Saturday, March 21, 2009

And the Microscope Goes Further Up Obama's Ass


written by the vassar comikaze

Unless you eat too much tofu to watch mainstream media, you've heard about Barack Obama's Special Olympics remark on the Tonight Show. In case you didn't see it (or are too lazy to click the link), he said his most recent bowling game was "like the Special Olympics or something." Obviously, saying that kind of thing on a popular television show when you're the motherfuckin' PRESIDENT is unacceptable. It's really more of an act of stupidity than insensitivity. When you say shit like that, you might as well beg every advocate for the disabled to rain down on your ass like those flying monkeys from The Wizard of OZ.

As stupid as his comments were, I can't help but have more respect for the guy. Granted, it's fucked up to make fun of the handicapped. But how many people can honestly say they've never even giggled at the notion of the special olympics, never laughed at Sean Penn's "full retard" performance in I Am Sam, never made a Christopher Reeve's joke (did you know his name used to be Christopher Walken)? If you haven't, then good for you... you fucking liar. We all say insensitive stuff from time to time in our close circles, Obama included. The only difference is that he said it to everyone in the world, and he's the President. His remarks, while stupid, reinforced the notion that he's a regular guy we can all relate to. He's smoked weed, he's glued to his blackberry and actually has a sense of humor.

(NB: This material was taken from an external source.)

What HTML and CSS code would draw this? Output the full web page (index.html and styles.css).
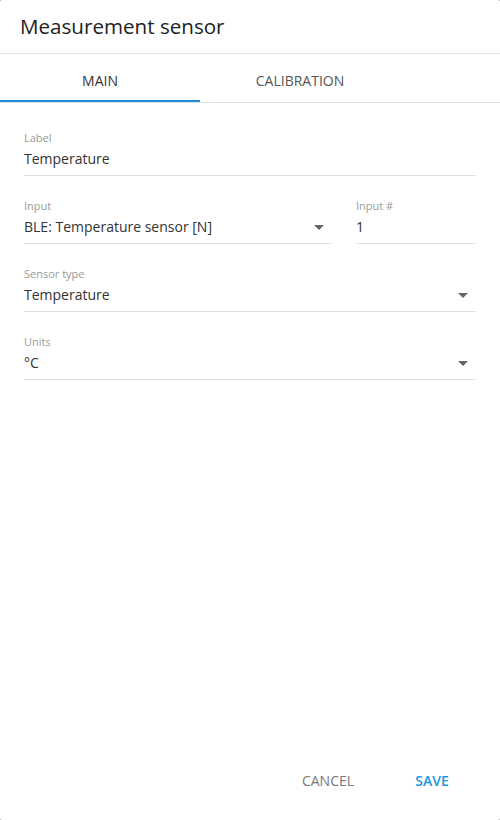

After this mishap, I'm sure he won't make the same mistake again, but you're cuckoo bananas if you think it means it's the last time he'll EVER make an insensitive joke. The only way I'll lose respect for him is if he manages to be idiotic enough to fuck up like this again. Here's one way that could happen:

Washington, March 22nd 5pm.

Obama: I'd just like to take this opportunity to apologize for my unfortunate remarks on the Tonight Show. What I said...it was absolutely retarded of me. I can be a real mongoloid sometimes, and it causes me to slip up like that. There are a lot of decent, hardworking, drooling retards out there that did not deserve to suffer my insensitivity. The lone bright spot of this whole ordeal is that these brave invalids can't vote, so I have nothing to worry about come 2012. Thank you, and god bless America.

2 comments:

  1. BLOG: love the idea, love the title. very clever, as i know you are. kudos.

    ARTICLE: me gusta. well-written. i miss reading your stuff!